• _AIM_
Transcribe all the entries word for word, skipping the pictures.
— BEGIN RECORDS SUPPLIED —
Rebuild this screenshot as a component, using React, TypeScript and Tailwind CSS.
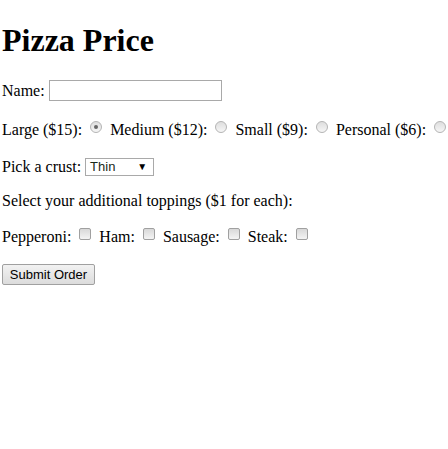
import React from "react";

function Radio({ checked = false }: { checked?: boolean }) {
  return (
    <span className="relative inline-block w-[12px] h-[12px] ml-[8px] mr-[8px] rounded-full border border-[#b4b4b4] bg-gradient-to-b from-[#dedede] to-[#f6f6f6] align-[2px]">
      {checked && (
        <span className="absolute left-[3px] top-[3px] w-[4px] h-[4px] rounded-full bg-[#666]" />
      )}
    </span>
  );
}

function Check() {
  return (
    <span className="inline-block w-[12px] h-[12px] ml-[8px] mr-[8px] rounded-[2px] border border-[#a0a0a0] bg-gradient-to-b from-[#d8d8d8] to-[#f4f4f4] align-[2px]" />
  );
}

export default function App() {
  return (
    <div className="w-[448px] h-[449px] bg-white overflow-hidden pl-[2px] text-black font-['Liberation_Serif','Times_New_Roman',serif] text-[16px]">
      <h1 className="mt-[22px] h-[37px] leading-[37px] text-[32px] font-bold">Pizza Price</h1>

      <div className="mt-[21px] h-[21px] flex items-center">
        <span>Name:</span>
        <input
          type="text"
          className="ml-[4px] w-[173px] h-[21px] border border-[#a9a9a9] bg-white outline-none"
        />
      </div>

      <div className="mt-[19px] h-[19px] leading-[19px] whitespace-nowrap">
        Large ($15):<Radio checked />Medium ($12):<Radio />Small ($9):<Radio />Personal ($6):<Radio />
      </div>

      <div className="mt-[18px] h-[19px] flex items-center">
        <span>Pick a crust:</span>
        <div className="ml-[4px] w-[69px] h-[18px] border border-[#a9a9a9] bg-white flex items-center justify-between pl-[4px] pr-[6px] font-['Liberation_Sans',Arial,sans-serif] text-[13px] text-[#1a2a1a]">
          <span>Thin</span>
          <span className="text-[10px] text-black">▼</span>
        </div>
      </div>

      <div className="mt-[16px] h-[18px] leading-[18px]">Select your additional toppings ($1 for each):</div>

      <div className="mt-[18px] h-[18px] leading-[18px] whitespace-nowrap">
        Pepperoni:<Check />Ham:<Check />Sausage:<Check />Steak:<Check />
      </div>

      <button className="mt-[18px] w-[93px] h-[21px] border border-[#a0a0a0] rounded-[2px] bg-gradient-to-b from-[#f2f2f2] to-[#dcdcdc] font-['Liberation_Sans',Arial,sans-serif] text-[13px] text-black">
        Submit Order
      </button>
    </div>
  );
}
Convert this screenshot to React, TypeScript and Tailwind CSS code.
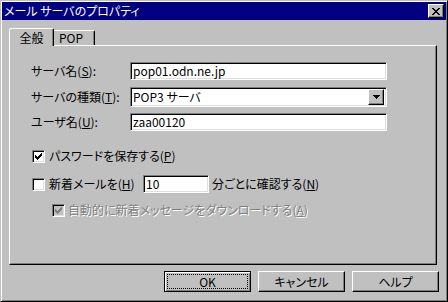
— END RECORDS SUPPLIED —
• _THE REPLY_
Rebuild this screenshot as a component, using React, TypeScript and Tailwind CSS.
import React from "react";

function Radio({ checked = false }: { checked?: boolean }) {
  return (
    <span className="relative inline-block w-[12px] h-[12px] ml-[8px] mr-[8px] rounded-full border border-[#b4b4b4] bg-gradient-to-b from-[#dedede] to-[#f6f6f6] align-[2px]">
      {checked && (
        <span className="absolute left-[3px] top-[3px] w-[4px] h-[4px] rounded-full bg-[#666]" />
      )}
    </span>
  );
}

function Check() {
  return (
    <span className="inline-block w-[12px] h-[12px] ml-[8px] mr-[8px] rounded-[2px] border border-[#a0a0a0] bg-gradient-to-b from-[#d8d8d8] to-[#f4f4f4] align-[2px]" />
  );
}

export default function App() {
  return (
    <div className="w-[448px] h-[449px] bg-white overflow-hidden pl-[2px] text-black font-['Liberation_Serif','Times_New_Roman',serif] text-[16px]">
      <h1 className="mt-[22px] h-[37px] leading-[37px] text-[32px] font-bold">Pizza Price</h1>

      <div className="mt-[21px] h-[21px] flex items-center">
        <span>Name:</span>
        <input
          type="text"
          className="ml-[4px] w-[173px] h-[21px] border border-[#a9a9a9] bg-white outline-none"
        />
      </div>

      <div className="mt-[19px] h-[19px] leading-[19px] whitespace-nowrap">
        Large ($15):<Radio checked />Medium ($12):<Radio />Small ($9):<Radio />Personal ($6):<Radio />
      </div>

      <div className="mt-[18px] h-[19px] flex items-center">
        <span>Pick a crust:</span>
        <div className="ml-[4px] w-[69px] h-[18px] border border-[#a9a9a9] bg-white flex items-center justify-between pl-[4px] pr-[6px] font-['Liberation_Sans',Arial,sans-serif] text-[13px] text-[#1a2a1a]">
          <span>Thin</span>
          <span className="text-[10px] text-black">▼</span>
        </div>
      </div>

      <div className="mt-[16px] h-[18px] leading-[18px]">Select your additional toppings ($1 for each):</div>

      <div className="mt-[18px] h-[18px] leading-[18px] whitespace-nowrap">
        Pepperoni:<Check />Ham:<Check />Sausage:<Check />Steak:<Check />
      </div>

      <button className="mt-[18px] w-[93px] h-[21px] border border-[#a0a0a0] rounded-[2px] bg-gradient-to-b from-[#f2f2f2] to-[#dcdcdc] font-['Liberation_Sans',Arial,sans-serif] text-[13px] text-black">
        Submit Order
      </button>
    </div>
  );
}
Convert this screenshot to React, TypeScript and Tailwind CSS code.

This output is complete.